William Gray and Co always maintained its reputation for being in the vanguard of technological and technical innovation. The company regularly topped the output for British shipyards in the last decade of the nineteenth and early 20th century. Between 1883 and 1887 the yard expanded through the acquisition of one ten acre site (Central) and a three berth shipyard (Jackson).

Towards the end of the 19th century, demand was for bigger ships which could carry more cargo. This led to the opening, in 1887, of another Gray shipyard at the end of the Central Dock. In 1890 William Gray was knighted. He was active in the civil life of Hartlepool having been the first mayor of West Hartlepool among many other achievements.

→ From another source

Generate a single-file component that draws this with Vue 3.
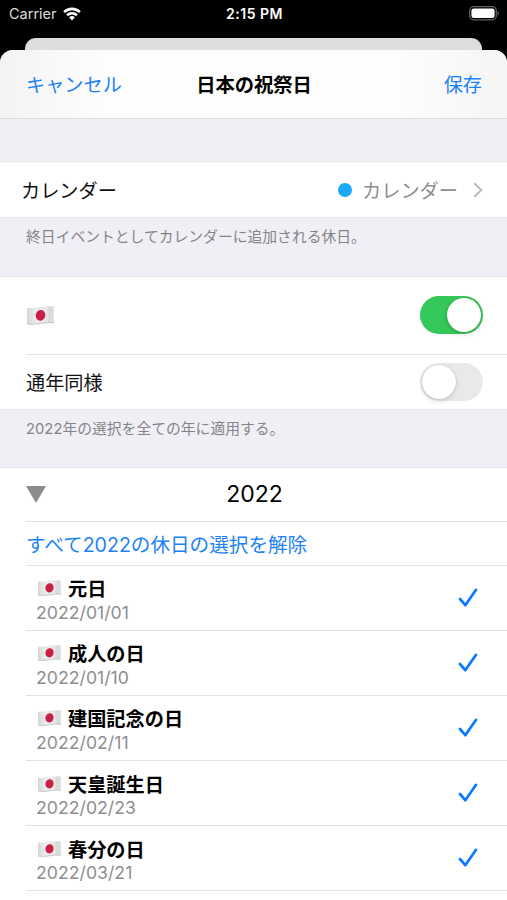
<template>
  <div class="screen">
    <div class="status">
      <div class="carrier">
        <span>Carrier</span>
        <svg class="wifi" viewBox="0 0 18 14">
          <path d="M0.2 4.2A12.6 12.6 0 0 1 17.8 4.2L16 6.1A10 10 0 0 0 2 6.1Z" />
          <path d="M3.1 7.3A8.4 8.4 0 0 1 14.9 7.3L13 9.2A5.8 5.8 0 0 0 5 9.2Z" />
          <path d="M6.1 10.3A4.2 4.2 0 0 1 11.9 10.3L9 13.4Z" />
        </svg>
      </div>
      <span class="time">2:15 PM</span>
      <svg class="battery" viewBox="0 0 31 15">
        <rect x="0.7" y="0.7" width="26.6" height="13.1" rx="4" fill="none" stroke="#626262" stroke-width="1.3" />
        <rect x="2.4" y="2.4" width="23.2" height="9.7" rx="2.4" fill="#fff" />
        <path d="M28.6 5v4.6c1.8-.7 1.8-3.9 0-4.6z" fill="#626262" />
      </svg>
    </div>
    <div class="behind"></div>

    <div class="sheet">
      <header class="navbar">
        <a class="action">キャンセル</a>
        <h1>日本の祝祭日</h1>
        <a class="action right">保存</a>
      </header>

      <div class="spacer"></div>

      <div class="row calendar">
        <span class="label">カレンダー</span>
        <span class="dot"></span>
        <span class="value">カレンダー</span>
        <svg class="chevron" viewBox="0 0 10 16">
          <path d="M1.3 1.3L8.3 8L1.3 14.7" />
        </svg>
      </div>
      <p class="note">終日イベントとしてカレンダーに追加される休日。</p>

      <div class="row country">
        <svg class="flag large" viewBox="0 0 26 18">
          <defs>
            <linearGradient id="cloth">
              <stop offset="0" stop-color="#d6d6d6" />
              <stop offset="0.3" stop-color="#ececec" />
              <stop offset="0.7" stop-color="#e8e8e8" />
              <stop offset="0.85" stop-color="#d8d8d8" />
              <stop offset="1" stop-color="#e2e2e2" />
            </linearGradient>
          </defs>
          <path d="M0 1.6C4 2.2 8 1.6 12 .9S21 0 26 .4V16.4C22 15.8 17 16.2 13 17S5 18 0 17.3Z" fill="url(#cloth)" />
          <path d="M0 17C5 17.7 9 17.4 13 16.7S22 15.6 26 16.1" fill="none" stroke="#bdbdbd" stroke-width=".8" />
          <ellipse cx="13" cy="8.8" rx="4.6" ry="5.2" transform="rotate(14 13 8.8)" fill="#cb1f45" />
        </svg>
        <span class="switch" :class="{ on: country }" @click="country = !country"></span>
      </div>
      <div class="row every-year">
        <span class="label">通年同様</span>
        <span class="switch" :class="{ on: everyYear }" @click="everyYear = !everyYear"></span>
      </div>
      <p class="note second">2022年の選択を全ての年に適用する。</p>

      <div class="row year">
        <svg class="triangle" viewBox="0 0 20 17">
          <path d="M0 0H20L10 17Z" />
        </svg>
        <span class="year-title">2022</span>
      </div>
      <div class="row deselect">
        <a class="action">すべて2022の休日の選択を解除</a>
      </div>

      <ul class="holidays">
        <li v-for="holiday in holidays" :key="holiday.date">
          <div class="info">
            <div class="name">
              <svg class="flag" viewBox="0 0 26 18">
                <path d="M0 1.6C4 2.2 8 1.6 12 .9S21 0 26 .4V16.4C22 15.8 17 16.2 13 17S5 18 0 17.3Z" fill="url(#cloth)" />
                <path d="M0 17C5 17.7 9 17.4 13 16.7S22 15.6 26 16.1" fill="none" stroke="#bdbdbd" stroke-width=".8" />
                <ellipse cx="13" cy="8.8" rx="4.6" ry="5.2" transform="rotate(14 13 8.8)" fill="#cb1f45" />
              </svg>
              <span>{{ holiday.name }}</span>
            </div>
            <div class="date">{{ holiday.date }}</div>
          </div>
          <svg class="check" viewBox="0 0 20 20">
            <path d="M2 11L7.3 17.2L18 1.8" />
          </svg>
        </li>
      </ul>
    </div>
  </div>
</template>

<script setup>
import { ref } from 'vue';

const country = ref(true);
const everyYear = ref(false);

const holidays = [
  { name: '元日', date: '2022/01/01' },
  { name: '成人の日', date: '2022/01/10' },
  { name: '建国記念の日', date: '2022/02/11' },
  { name: '天皇誕生日', date: '2022/02/23' },
  { name: '春分の日', date: '2022/03/21' }
];
</script>

<style>
body {
  background: #000;
}
</style>

<style scoped>
.screen {
  width: 507px;
  height: 900px;
  overflow: hidden;
  background: #000;
  color: #111;
  font-family: Inter, "Noto Sans CJK JP", sans-serif;
  font-size: 19.2px;
}

.status {
  display: grid;
  grid-template-columns: 1fr auto 1fr;
  align-items: center;
  height: 27px;
  padding: 0 7px 0 9px;
  margin-bottom: 11px;
  color: #fff;
  font-size: 14px;
  box-sizing: border-box;
}

.carrier {
  display: flex;
  align-items: center;
  gap: 6px;
  color: #dcdcdc;
  font-size: 14.5px;
}

.wifi {
  width: 18px;
  height: 14px;
  fill: #fff;
}

.time {
  font-weight: 600;
  letter-spacing: 0.5px;
}

.battery {
  width: 31px;
  height: 15px;
  justify-self: end;
}

.behind {
  height: 12px;
  margin: 0 25px;
  background: #dedede;
  border-radius: 11px 11px 0 0;
}

.sheet {
  height: 850px;
  overflow: hidden;
  background: #fff;
  border-radius: 13px 13px 0 0;
}

.navbar {
  display: grid;
  grid-template-columns: 1fr auto 1fr;
  align-items: center;
  height: 69px;
  padding: 0 25px 0 26px;
  box-sizing: border-box;
  border-bottom: 1px solid #dcdce0;
  background: linear-gradient(90deg, #f3f3f3 0, #fdfdfd 100px, #fdfdfd 400px, #f5f5f5 100%);
}

h1 {
  margin: 0;
  color: #000;
  font-size: 19.3px;
  font-weight: 600;
}

.action {
  color: #1c82f5;
}

.right {
  text-align: right;
}

.spacer {
  height: 42px;
  background: #f0eff5;
  border-bottom: 1px solid #e6e6ea;
}

.row {
  display: flex;
  align-items: center;
  box-sizing: border-box;
  padding: 0 24px 0 26px;
}

.calendar {
  height: 55px;
  padding-left: 21px;
}

.label {
  margin-right: auto;
}

.dot {
  width: 14px;
  height: 14px;
  margin-right: 10px;
  border-radius: 50%;
  background: #18a9f8;
}

.value {
  color: #8e8e90;
}

.chevron {
  width: 10px;
  height: 16px;
  margin-left: 15px;
}

.chevron path {
  fill: none;
  stroke: #bcbcbf;
  stroke-width: 2;
}

.note {
  height: 60px;
  margin: 0;
  padding: 8px 26px 0;
  box-sizing: border-box;
  border-top: 1px solid #e6e6ea;
  border-bottom: 1px solid #e6e6ea;
  background: #f0eff5;
  color: #858589;
  font-size: 14.8px;
  line-height: 22px;
}

.country {
  height: 76.5px;
  justify-content: space-between;
}

.every-year {
  height: 55px;
  margin-left: 26px;
  padding-left: 0;
  border-top: 1px solid #e2e2e4;
}

.second {
  height: 59px;
}

.flag {
  width: 23px;
  height: 16px;
}

.large {
  width: 27px;
  height: 19px;
  margin-left: 1px;
}

.switch {
  width: 63px;
  height: 38px;
  padding: 2px;
  box-sizing: border-box;
  border-radius: 19px;
  background: #e9e9ea;
}

.switch::before {
  content: "";
  display: block;
  width: 34px;
  height: 34px;
  border-radius: 50%;
  background: #fff;
  box-shadow: 0 2px 5px rgba(0, 0, 0, 0.15), 0 0 1px rgba(0, 0, 0, 0.2);
}

.on {
  background: #34c759;
}

.on::before {
  margin-left: 25px;
}

.year {
  display: grid;
  grid-template-columns: 1fr auto 1fr;
  height: 53px;
  padding-right: 24px;
}

.triangle {
  width: 20px;
  height: 17px;
  fill: #8c8c8c;
}

.year-title {
  color: #000;
  font-size: 23px;
}

.deselect {
  height: 44px;
  margin-left: 26px;
  padding: 0;
  border-top: 1px solid #e2e2e4;
  font-size: 19.6px;
}

.holidays {
  margin: 0 0 0 26px;
  padding: 0;
  list-style: none;
  border-bottom: 1px solid #e2e2e4;
}

.holidays li {
  display: flex;
  align-items: center;
  justify-content: space-between;
  height: 65.2px;
  padding: 0 29px 0 10px;
  box-sizing: border-box;
  border-top: 1px solid #e2e2e4;
}

.info {
  padding-top: 4px;
}

.name {
  display: flex;
  align-items: center;
  gap: 7px;
  height: 25px;
  padding-left: 2px;
  color: #000;
  font-weight: 600;
}

.date {
  height: 23px;
  color: #8e8e90;
  font-size: 17.7px;
  line-height: 24px;
}

.check {
  width: 20px;
  height: 20px;
}

.check path {
  fill: none;
  stroke: #087aff;
  stroke-width: 2.7;
  stroke-linecap: round;
  stroke-linejoin: round;
}
</style>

In 1896 Matthew Gray died in 1896, followed two years later by both Sir William Gray, and Thomas Mudd. This left Sir William’s younger son, William Cresswell Gray, as Chairman of the company. In 1898 Sir William Gray died. His surviving son William Cresswell Gray became director of the yards.

During WWI output was 30 cargo-liners and tramps built to private order, 13 vessels built to Admiralty order and 30 standard "WAR" tramps built for the Shipping Controller. King George V and Queen Mary visited the yard to boost morale. The yard had a 100-ton hammer head crane which was a Hartlepool landmark until it was demolished in the 1960s.

The Company went into voluntary liquidation in 1962. The various yards were either acquired, auctioned or demolished in 1963.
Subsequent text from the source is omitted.